Front-end source files
--
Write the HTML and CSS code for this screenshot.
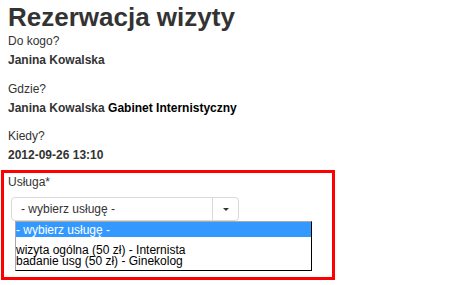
FILE: index.html
```html
<!DOCTYPE html>
<html lang="pl">
<head>
<meta charset="utf-8">
<title>Rezerwacja wizyty</title>
<link rel="stylesheet" href="styles.css">
</head>
<body>
<div class="page">
  <h1 class="title">Rezerwacja wizyty</h1>
  <div class="field">
    <div class="label">Do kogo?</div>
    <div class="value">Janina Kowalska</div>
  </div>
  <div class="field">
    <div class="label">Gdzie?</div>
    <div class="value">Janina Kowalska <span class="place">Gabinet Internistyczny</span></div>
  </div>
  <div class="field">
    <div class="label">Kiedy?</div>
    <div class="value">2012-09-26 13:10</div>
  </div>
  <div class="box">
    <div class="label">Usługa*</div>
    <div class="combo">
      <div class="select">
        <span class="select-text">- wybierz usługę -</span>
        <span class="select-btn"><span class="caret"></span></span>
      </div>
      <ul class="options">
        <li class="opt opt-selected">- wybierz usługę -</li>
        <li class="opt-spacer"></li>
        <li class="opt">wizyta ogólna (50 zł) - Internista</li>
        <li class="opt">badanie usg (50 zł) - Ginekolog</li>
      </ul>
    </div>
  </div>
</div>
</body>
</html>
```
FILE: styles.css
```css
html, body {
  margin: 0;
  padding: 0;
  background: #fff;
}
body {
  font-family: "Liberation Sans", Arial, sans-serif;
  font-size: 12px;
  color: #333;
}
.page {
  padding: 2px 8px 0 8px;
}
.title {
  margin: 0;
  font-size: 26px;
  line-height: 30px;
  font-weight: bold;
  color: #333;
}
.label {
  line-height: 19px;
}
.value {
  line-height: 19px;
  font-weight: bold;
}
.place {
  color: #000;
}
.field + .field {
  margin-top: 9.5px;
}
.box {
  margin: 5px 0 0 -7px;
  width: 334px;
  box-sizing: border-box;
  border: 3px solid #ff0000;
  padding: 0 0 56px 4px;
}
.combo {
  position: relative;
  margin: 5px 0 0 3px;
  width: 228px;
  height: 24px;
}
.select {
  display: flex;
  height: 24px;
  box-sizing: border-box;
  border: 1px solid #d9d9d9;
  border-radius: 4px;
  background: #fff;
}
.select-text {
  flex: 1;
  padding-left: 9px;
  line-height: 22px;
  color: #333;
}
.select-btn {
  width: 25px;
  border-left: 1px solid #d9d9d9;
  display: flex;
  align-items: center;
  justify-content: center;
}
.caret {
  width: 0;
  height: 0;
  border-left: 3px solid transparent;
  border-right: 3px solid transparent;
  border-top: 3px solid #333;
}
.options {
  position: absolute;
  top: 24px;
  left: 4px;
  width: 297px;
  box-sizing: border-box;
  margin: 0;
  padding: 0 0 3px 0;
  list-style: none;
  background: #fff;
  border-top: 1px solid #a9a9a9;
  border-left: 1px solid #a9a9a9;
  border-right: 1px solid #000;
  border-bottom: 1px solid #000;
  color: #000;
}
.opt {
  line-height: 11px;
  white-space: nowrap;
}
.opt-selected {
  background: #3399ff;
  color: #fff;
  line-height: 14px;
  padding-top: 1px;
}
.opt-spacer {
  height: 8px;
}
```
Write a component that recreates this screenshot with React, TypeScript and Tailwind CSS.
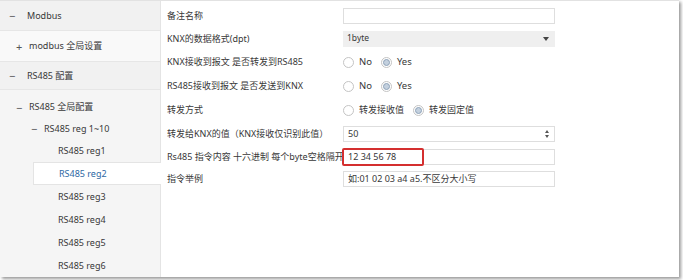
import React from "react";

const font = { fontFamily: '"Noto Sans", "Noto Sans CJK SC", sans-serif' };

function Radio({ checked, label }: { checked?: boolean; label: string }) {
  return (
    <div className="flex items-center gap-[5px]">
      <span className="flex h-[11px] w-[11px] items-center justify-center rounded-full border border-[#c4c4c4] bg-white">
        {checked && <span className="h-[7px] w-[7px] rounded-full border border-[#8ea2b8] bg-[#c3d0de]" />}
      </span>
      <span>{label}</span>
    </div>
  );
}

function NavRow({ h, indent, sign, label, signW = "w-[13px]", className = "" }: { h: string; indent: string; sign?: string; label: string; signW?: string; className?: string }) {
  return (
    <div className={`flex items-center ${h} ${indent} ${className}`}>
      {sign && <span className={`${signW} text-[11px] leading-none text-[#555]`}>{sign}</span>}
      <span>{label}</span>
    </div>
  );
}

export default function App() {
  const regs = ["RS485 reg1", "RS485 reg2", "RS485 reg3", "RS485 reg4", "RS485 reg5", "RS485 reg6"];
  return (
    <div className="h-[280px] w-[683px] overflow-hidden bg-white text-[9px] text-[#383838]" style={font}>
      <div className="flex h-[277px] w-[679px] border-t border-[#e2e2e2] shadow-[2px_2px_3px_rgba(0,0,0,0.4)]">
        <aside className="w-[161px] shrink-0 border-r border-[#e4e4e4] bg-[#f5f5f5]">
          <NavRow h="h-[30px]" indent="pl-[9px]" signW="w-[18px]" sign="−" label="Modbus" className="border-b border-[#e6e6e6] bg-[#f1f1f1]" />
          <NavRow h="h-[31px]" indent="pl-[16px]" sign="+" label="modbus 全局设置" className="border-b border-[#e6e6e6] bg-[#f9f9f9]" />
          <NavRow h="h-[28px]" indent="pl-[9px]" signW="w-[18px]" sign="−" label="RS485 配置" className="border-b border-[#e6e6e6] bg-[#f1f1f1]" />
          <div className="pt-[6px]">
            <NavRow h="h-[22px]" indent="pl-[16px]" sign="−" label="RS485 全局配置" />
            <NavRow h="h-[21px]" indent="pl-[31px]" sign="−" label="RS485 reg 1~10" />
            {regs.map((r) =>
              r === "RS485 reg2" ? (
                <div key={r} className="relative -mr-px ml-[33px] flex h-[23px] items-center border-y border-l border-[#e4e4e4] bg-white pl-[25px] text-[#2d68a3]">
                  {r}
                </div>
              ) : (
                <div key={r} className="flex h-[23px] items-center pl-[58px]">
                  {r}
                </div>
              )
            )}
          </div>
        </aside>
        <main className="flex-1 bg-white pt-[3px]">
          <div className="flex h-[23px] items-center pl-[6px]">
            <span className="w-[176px]">备注名称</span>
            <div className="h-[16px] w-[212px] border border-[#dedede] bg-white" />
          </div>
          <div className="flex h-[23px] items-center pl-[6px]">
            <span className="w-[176px]">KNX的数据格式(dpt)</span>
            <div className="flex h-[16px] w-[212px] items-center justify-between bg-[#efefef] pl-[4px] pr-[6px] text-[8.5px]">
              <span>1byte</span>
              <span className="h-0 w-0 border-x-[3px] border-t-[4px] border-x-transparent border-t-[#444]" />
            </div>
          </div>
          <div className="flex h-[24px] items-center pl-[6px]">
            <span className="w-[176px]">KNX接收到报文 是否转发到RS485</span>
            <div className="flex items-center gap-[9px] text-[9.5px]">
              <Radio label="No" />
              <Radio checked label="Yes" />
            </div>
          </div>
          <div className="flex h-[24px] items-center pl-[6px]">
            <span className="w-[176px]">RS485接收到报文 是否发送到KNX</span>
            <div className="flex items-center gap-[9px] text-[9.5px]">
              <Radio label="No" />
              <Radio checked label="Yes" />
            </div>
          </div>
          <div className="flex h-[24px] items-center pl-[6px]">
            <span className="w-[176px]">转发方式</span>
            <div className="flex items-center gap-[9px]">
              <Radio label="转发接收值" />
              <Radio checked label="转发固定值" />
            </div>
          </div>
          <div className="flex h-[24px] items-center pl-[6px]">
            <span className="w-[176px]">转发给KNX的值（KNX接收仅识别此值）</span>
            <div className="flex h-[16px] w-[212px] items-center justify-between border border-[#dedede] pl-[4px] pr-[5px]">
              <span>50</span>
              <span className="flex flex-col gap-[2px]">
                <span className="h-0 w-0 border-x-[2.5px] border-b-[3px] border-x-transparent border-b-[#555]" />
                <span className="h-0 w-0 border-x-[2.5px] border-t-[3px] border-x-transparent border-t-[#555]" />
              </span>
            </div>
          </div>
          <div className="flex h-[22px] items-center pl-[6px]">
            <span className="w-[176px] whitespace-nowrap">Rs485 指令内容 十六进制 每个byte空格隔开</span>
            <div className="relative flex h-[16px] w-[212px] items-center border border-[#dedede] pl-[4px]">
              <span>12 34 56 78</span>
              <span className="absolute -left-[2px] -top-[2px] h-[18px] w-[82px] rounded-[2px] border-2 border-[#d42f2f]" />
            </div>
          </div>
          <div className="flex h-[22px] items-center pl-[6px]">
            <span className="w-[176px]">指令举例</span>
            <div className="flex h-[16px] w-[212px] items-center border border-[#dedede] pl-[4px]">
              <span>如:01 02 03 a4 a5.不区分大小写</span>
            </div>
          </div>
        </main>
      </div>
    </div>
  );
}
--
The task |
Show the lines from the data above that contain the string "Write".

Output for this exercise |
Write the HTML and CSS code for this screenshot.
Write a component that recreates this screenshot with React, TypeScript and Tailwind CSS.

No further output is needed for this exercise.